Was bleibt, sind aber die »aktualisierten Bewertungsmerkmale« [3] , die sich letztlich als großes Problem in der Eingruppierung einer riesigen Zahl von Beschäftigten auswirken – nicht zuletzt in den bisherigen »Kampfbetrieben« der IG Metall.

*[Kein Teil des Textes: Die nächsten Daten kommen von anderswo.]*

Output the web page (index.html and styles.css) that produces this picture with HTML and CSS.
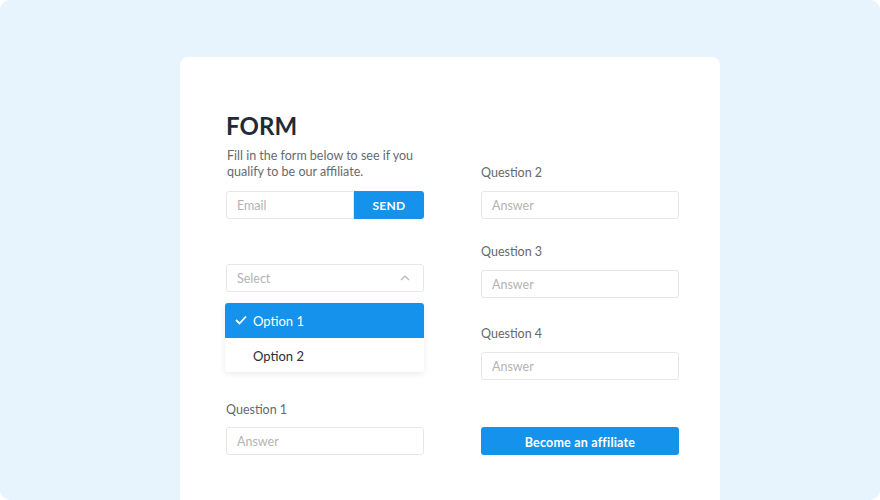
FILE: index.html
```html
<!DOCTYPE html>
<html>
<head>
<meta charset="utf-8">
<link rel="stylesheet" href="styles.css">
</head>
<body>
<div class="panel">
  <div class="card">
    <div class="col">
      <h1 class="title">FORM</h1>
      <p class="sub">Fill in the form below to see if you<br>qualify to be our affiliate.</p>
      <div class="email-row">
        <div class="input email">Email</div>
        <div class="send">SEND</div>
      </div>
      <div class="input select">
        <span>Select</span>
        <svg class="chev" width="10" height="6" viewBox="0 0 10 6"><path d="M1 5 L5 1 L9 5" fill="none" stroke="#b5b5b5" stroke-width="1.2"/></svg>
      </div>
      <div class="menu">
        <div class="opt active">
          <svg class="check" width="12" height="10" viewBox="0 0 12 10"><path d="M1 5 L4.5 8.5 L11 1.5" fill="none" stroke="#fff" stroke-width="1.8"/></svg>
          <span>Option 1</span>
        </div>
        <div class="opt"><span>Option 2</span></div>
      </div>
      <div class="label q1">Question 1</div>
      <div class="input">Answer</div>
    </div>
    <div class="col right">
      <div class="label">Question 2</div>
      <div class="input">Answer</div>
      <div class="label q3">Question 3</div>
      <div class="input">Answer</div>
      <div class="label q4">Question 4</div>
      <div class="input">Answer</div>
      <div class="cta">Become an affiliate</div>
    </div>
  </div>
</div>
</body>
</html>
```

FILE: styles.css
```css
* { box-sizing: border-box; }
html, body { margin: 0; padding: 0; background: #fff; }
body { font-family: "Lato", "Noto Sans", sans-serif; width: 880px; height: 500px; overflow: hidden; }
.panel {
  width: 880px; height: 500px; background: #e8f4fd; border-radius: 10px;
  overflow: hidden; padding-top: 57px;
}
.card {
  margin-left: 180px; width: 540px; height: 480px; background: #fff; border-radius: 8px;
  padding: 55px 41px 0 46px;
  display: grid; grid-template-columns: 198px 198px; column-gap: 57px; align-items: start;
}
.col { display: flex; flex-direction: column; }
.right { margin-top: 52px; }
.title { margin: 0; font-size: 24px; line-height: 28px; font-weight: 700; color: #1f2c37; letter-spacing: 0.1px; }
.sub { margin: 7px 0 0 1px; font-size: 12.5px; line-height: 16px; color: #666a6e; padding-top: 1px; }
.email-row { display: flex; margin-top: 11px; height: 28px; }
.input {
  height: 28px; border: 1px solid #e6e7e8; border-radius: 3px; padding: 1px 10px 0;
  font-size: 12.5px; line-height: 26px; color: #b3b3b3; background: #fff;
}
.email { width: 128px; border-radius: 3px 0 0 3px; }
.send {
  width: 70px; background: #1592ec; color: #fff; font-weight: 700; font-size: 12px;
  text-align: center; line-height: 26px; padding-top: 2px; border-radius: 0 3px 3px 0; letter-spacing: 0.3px;
}
.select { margin-top: 45px; display: flex; justify-content: space-between; align-items: center; }
.chev { margin-right: 3px; margin-top: -1px; }
.menu {
  margin-top: 11px; margin-left: -1px; width: 199px; border-radius: 3px; overflow: hidden;
  box-shadow: 0 2px 6px rgba(0,0,0,0.08); background: #fff;
}
.opt { height: 34.5px; display: flex; align-items: center; padding: 2px 0 0 28px; font-size: 13px; color: #2a2f35; }
.opt.active { background: #1592ec; color: #fff; padding-left: 10px; }
.check { margin-right: 6px; margin-top: -2px; }
.label { font-size: 12.5px; line-height: 16px; color: #66696c; padding-top: 1px; margin-bottom: 10px; }
.q1 { margin-top: 29px; margin-bottom: 9px; }
.q3 { margin-top: 24px; }
.q4 { margin-top: 27px; }
.cta {
  margin-top: 47px; height: 28px; background: #1592ec; color: #fff; border-radius: 3px;
  font-size: 12.5px; font-weight: 700; text-align: center; line-height: 24px; padding-top: 4px; letter-spacing: 0.2px;
}
```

Dass es dort rumort, ist zunächst ein gutes Zeichen. Signalisiert es der Unternehmerseite doch unübersehbar, dass die Widerstandsbereitschaft lebendig ist und die Bedingungen für einen Durchmarsch nach wie vor nicht vorhanden sind. Diese Signale sollten auch von der IG Metall rasch verarbeitet werden im Sinne einer deutlich kämpferischeren Gangart. Wird nicht auf breite Mobilisierung gesetzt, um die drohenden Abwertungen zu verhindern, werden die Betroffenen die IG Metall dafür verantwortlich machen. Und das wird so langfristig wirken wie der ERA selbst. »Jeder Inhalt eines Tarifvertrags muss bei der Umsetzung im Unternehmen gewissermaßen ein zweites Mal erkämpft werden«, schreibt Berthold Huber. Hier ist ihm zuzustimmen, und in diesem Fall gilt: Sogar, um die eigenen Fehler im ERA-Tarifvertrag wieder auszubügeln!

* Tom Adler ist Betriebsrat bei DC in Untertürkheim und Mitglied der KollegInnengruppe »alternative«.

Erschienen im express, Zeitschrift für sozialistische Betriebs- und Gewerkschaftsarbeit, 3-4/07


(1) Reinhard Bahnmüller/Werner Schmidt: »Interesse, Strategie und Zielsetzung der Tarifparteien im Umsetzungsprozess des ERA Baden-Württemberg«, in: labournet.de/Diskussion/ERA

(2) In: »Eine neue AERA«, Hrsg. Christian Brunkhorst/Oliver Burkhard/Manfred Scherbaum, VSA-Verlag 2006

(3) Die Interpretation der »Gestaltung der Bewertungskriterien aus einer Fehleinschätzung der Entwicklung industrieller Arbeit heraus« ist nicht die einzig denkbare. Im bereits zitierten Papier von Bahnmüller/Schmidt wird im Anhang eine weitere Möglichkeit angedeutet, die weitreichende Konsequenzen haben könnte:

»Dazu passen die Äußerungen des ERA-Experten von Südwestmetall, wonach durch den ERA jene Tätigkeiten aufgewertet werden sollen, die ›die Konkurrenzfähigkeit der M+E-Industrie bestimmen‹. Tätigkeiten, die von strategisch herausgehobener Bedeutung für die M+E-Industrie sind, müssen besser bewertet, andere, die keinen spezifischen Branchenbezug haben, relativ hierzu abgewertet werden. Letzteres gelte etwa für kaufmännische Sachbearbeiter oder Sekretärinnen, die keinen spezifischen Beitrag zur Profilbildung der M+E-Industrie leisteten. ›Die müssen wir auch nicht besser bezahlen als in anderen Industrien.‹ Genau dies sei jedoch derzeit noch der Fall, ›und das ist auch durchaus ein Problem: Wir zahlen einfache kaufmännische Tätigkeiten in der Metallindustrie traditionell höher als in allen anderen Branchen, obwohl die nicht metallspezifisch sind.‹ Bei qualifizierten technischen Aufgaben sei das anders. ›Die unterscheiden uns von anderen Industrien. Da müssen wir uns auch differenzieren, da müssen wir attraktive Arbeitsbedingungen bieten. Wir müssen Sekretärinnen nicht besser bezahlen als anderswo, das macht keinen Sinn. Aber für spezifische Aufgaben, die für unsere Wettbewerbsfähigkeit wichtig sind.‹«

Hinter den Wertigkeitsentscheidungen, die in den ERA eingeflossen sind, stehen demnach arbeitgeberseitig (und möglicherweise auch gewerkschaftsseitig) strategische industriepolitische Überlegungen. Daraus ergeben sich aus Sicht der Arbeitgeber Konsequenzen für Tätigkeiten, die es quer zu allen Branchen gibt. Sie sollen aus der Branchenlogik der Flächentarifverträge herausdefiniert werden. Im Visier ist ein branchenübergreifendes Bewertungslevel für Funktionen, die sich überall finden und denen kein spezifischer Beitrag zur Verbesserung der Wettbewerbsposition zugeschrieben wird.